Goal of the exercise
Output every line of the material exactly, omitting images.

Given information
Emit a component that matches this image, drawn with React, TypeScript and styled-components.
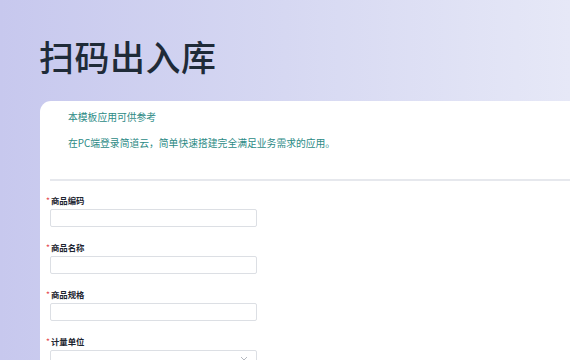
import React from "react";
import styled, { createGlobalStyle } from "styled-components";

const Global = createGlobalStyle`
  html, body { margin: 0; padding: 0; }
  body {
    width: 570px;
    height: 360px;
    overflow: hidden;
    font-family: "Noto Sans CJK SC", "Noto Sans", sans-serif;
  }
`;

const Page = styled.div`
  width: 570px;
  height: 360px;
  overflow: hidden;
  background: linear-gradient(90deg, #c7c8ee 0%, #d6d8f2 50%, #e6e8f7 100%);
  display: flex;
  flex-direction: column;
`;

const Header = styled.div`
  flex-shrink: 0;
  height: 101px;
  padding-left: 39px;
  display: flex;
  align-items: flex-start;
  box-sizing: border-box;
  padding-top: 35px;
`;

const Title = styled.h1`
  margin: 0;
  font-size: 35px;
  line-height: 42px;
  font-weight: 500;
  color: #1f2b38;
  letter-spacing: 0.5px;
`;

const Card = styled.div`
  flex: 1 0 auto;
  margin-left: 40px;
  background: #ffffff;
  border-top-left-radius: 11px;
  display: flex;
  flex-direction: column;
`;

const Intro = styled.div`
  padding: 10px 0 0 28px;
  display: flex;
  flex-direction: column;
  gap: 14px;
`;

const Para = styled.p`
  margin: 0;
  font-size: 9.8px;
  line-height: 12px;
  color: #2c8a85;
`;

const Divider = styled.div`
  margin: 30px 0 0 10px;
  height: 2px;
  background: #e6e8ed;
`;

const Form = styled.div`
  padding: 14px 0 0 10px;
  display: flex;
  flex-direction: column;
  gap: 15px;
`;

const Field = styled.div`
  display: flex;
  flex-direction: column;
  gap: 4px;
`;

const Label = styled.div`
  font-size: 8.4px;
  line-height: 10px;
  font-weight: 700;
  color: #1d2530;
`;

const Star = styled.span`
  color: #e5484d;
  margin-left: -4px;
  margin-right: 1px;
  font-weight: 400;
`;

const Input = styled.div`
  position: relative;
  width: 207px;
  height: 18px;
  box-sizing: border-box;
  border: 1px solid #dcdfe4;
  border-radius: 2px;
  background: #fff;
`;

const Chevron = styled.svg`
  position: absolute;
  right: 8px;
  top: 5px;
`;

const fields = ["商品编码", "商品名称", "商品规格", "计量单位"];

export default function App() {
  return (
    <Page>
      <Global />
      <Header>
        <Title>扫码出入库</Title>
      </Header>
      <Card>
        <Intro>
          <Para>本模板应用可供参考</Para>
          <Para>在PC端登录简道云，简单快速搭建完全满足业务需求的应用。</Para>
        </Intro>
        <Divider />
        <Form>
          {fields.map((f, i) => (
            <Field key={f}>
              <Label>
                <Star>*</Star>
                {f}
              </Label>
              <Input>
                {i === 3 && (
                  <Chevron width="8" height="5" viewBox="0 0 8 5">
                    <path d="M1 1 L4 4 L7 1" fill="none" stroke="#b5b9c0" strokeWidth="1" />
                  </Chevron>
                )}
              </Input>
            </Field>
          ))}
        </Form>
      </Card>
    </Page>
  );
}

Expected output
Emit a component that matches this image, drawn with React, TypeScript and styled-components.
import React from "react";
import styled, { createGlobalStyle } from "styled-components";

const Global = createGlobalStyle`
  html, body { margin: 0; padding: 0; }
  body {
    width: 570px;
    height: 360px;
    overflow: hidden;
    font-family: "Noto Sans CJK SC", "Noto Sans", sans-serif;
  }
`;

const Page = styled.div`
  width: 570px;
  height: 360px;
  overflow: hidden;
  background: linear-gradient(90deg, #c7c8ee 0%, #d6d8f2 50%, #e6e8f7 100%);
  display: flex;
  flex-direction: column;
`;

const Header = styled.div`
  flex-shrink: 0;
  height: 101px;
  padding-left: 39px;
  display: flex;
  align-items: flex-start;
  box-sizing: border-box;
  padding-top: 35px;
`;

const Title = styled.h1`
  margin: 0;
  font-size: 35px;
  line-height: 42px;
  font-weight: 500;
  color: #1f2b38;
  letter-spacing: 0.5px;
`;

const Card = styled.div`
  flex: 1 0 auto;
  margin-left: 40px;
  background: #ffffff;
  border-top-left-radius: 11px;
  display: flex;
  flex-direction: column;
`;

const Intro = styled.div`
  padding: 10px 0 0 28px;
  display: flex;
  flex-direction: column;
  gap: 14px;
`;

const Para = styled.p`
  margin: 0;
  font-size: 9.8px;
  line-height: 12px;
  color: #2c8a85;
`;

const Divider = styled.div`
  margin: 30px 0 0 10px;
  height: 2px;
  background: #e6e8ed;
`;

const Form = styled.div`
  padding: 14px 0 0 10px;
  display: flex;
  flex-direction: column;
  gap: 15px;
`;

const Field = styled.div`
  display: flex;
  flex-direction: column;
  gap: 4px;
`;

const Label = styled.div`
  font-size: 8.4px;
  line-height: 10px;
  font-weight: 700;
  color: #1d2530;
`;

const Star = styled.span`
  color: #e5484d;
  margin-left: -4px;
  margin-right: 1px;
  font-weight: 400;
`;

const Input = styled.div`
  position: relative;
  width: 207px;
  height: 18px;
  box-sizing: border-box;
  border: 1px solid #dcdfe4;
  border-radius: 2px;
  background: #fff;
`;

const Chevron = styled.svg`
  position: absolute;
  right: 8px;
  top: 5px;
`;

const fields = ["商品编码", "商品名称", "商品规格", "计量单位"];

export default function App() {
  return (
    <Page>
      <Global />
      <Header>
        <Title>扫码出入库</Title>
      </Header>
      <Card>
        <Intro>
          <Para>本模板应用可供参考</Para>
          <Para>在PC端登录简道云，简单快速搭建完全满足业务需求的应用。</Para>
        </Intro>
        <Divider />
        <Form>
          {fields.map((f, i) => (
            <Field key={f}>
              <Label>
                <Star>*</Star>
                {f}
              </Label>
              <Input>
                {i === 3 && (
                  <Chevron width="8" height="5" viewBox="0 0 8 5">
                    <path d="M1 1 L4 4 L7 1" fill="none" stroke="#b5b9c0" strokeWidth="1" />
                  </Chevron>
                )}
              </Input>
            </Field>
          ))}
        </Form>
      </Card>
    </Page>
  );
}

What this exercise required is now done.